Jesus was rejected by his hometown. They knew him as a citizen, not as the Messiah. You remember that Jesus said, "...no prophet is accepted in his hometown." Luke 4:24. And yet, James came to believe Jesus was the Messiah, even when most of the people in Nazareth rejected Jesus.
James was the leader of the church in Jerusalem. The other disciples looked to James for guidance. When you read the four short pages that James wrote, you can't help but be amazed at how many verses will be familiar to you. Verses you learned as a child, or along the way.

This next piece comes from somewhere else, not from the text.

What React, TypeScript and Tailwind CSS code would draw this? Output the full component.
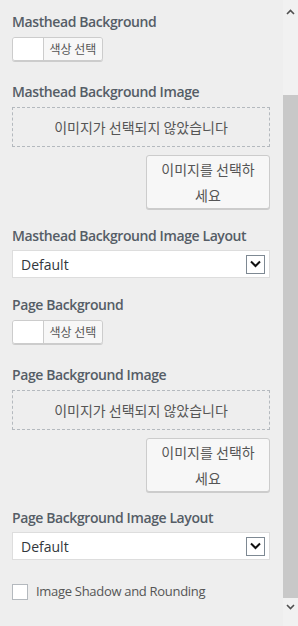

Verses that reflect his strong unfailing faith in the God of the Jews. Such as when he said, "Every good gift and every perfect gift is from above, and comes down from the Father of Lights, with whom there there is no variableness, neither shadow of turning." (The most perfect of all the gifts being God's Son, Jesus.) James had an abiding faith in the goodness of Jehovah.
James' strongest message in his letter was on the point of Christian identification. He said over and over again that the way you are proven to be a Christian is by the works that you do. No other writer drives that statement home like James does. He says with authority, "What does it profit my brothers, if a man says he has faith, and doesn't have works? Even so faith, if it doesn't have works, is dead, being alone." He is saying--in the most forceful words of all the disciples--that faith will produce good works. Faith first, works as a result.
One of his most memorable verses concerns what faith in Christ doesn't mean. It isn't simply believing that Jesus is God's son. James says cheap belief is not enough: "You believe that there is one God; you do well: the devils also believe, and tremble." And the devil certainly isn't a Christian.
Read James. It can be done in ten to fifteen minutes. He is blunt. Concise. Demanding more of his reader than the other disciples do in their letters. He is a, "Where the rubber meets the road" kind of guy.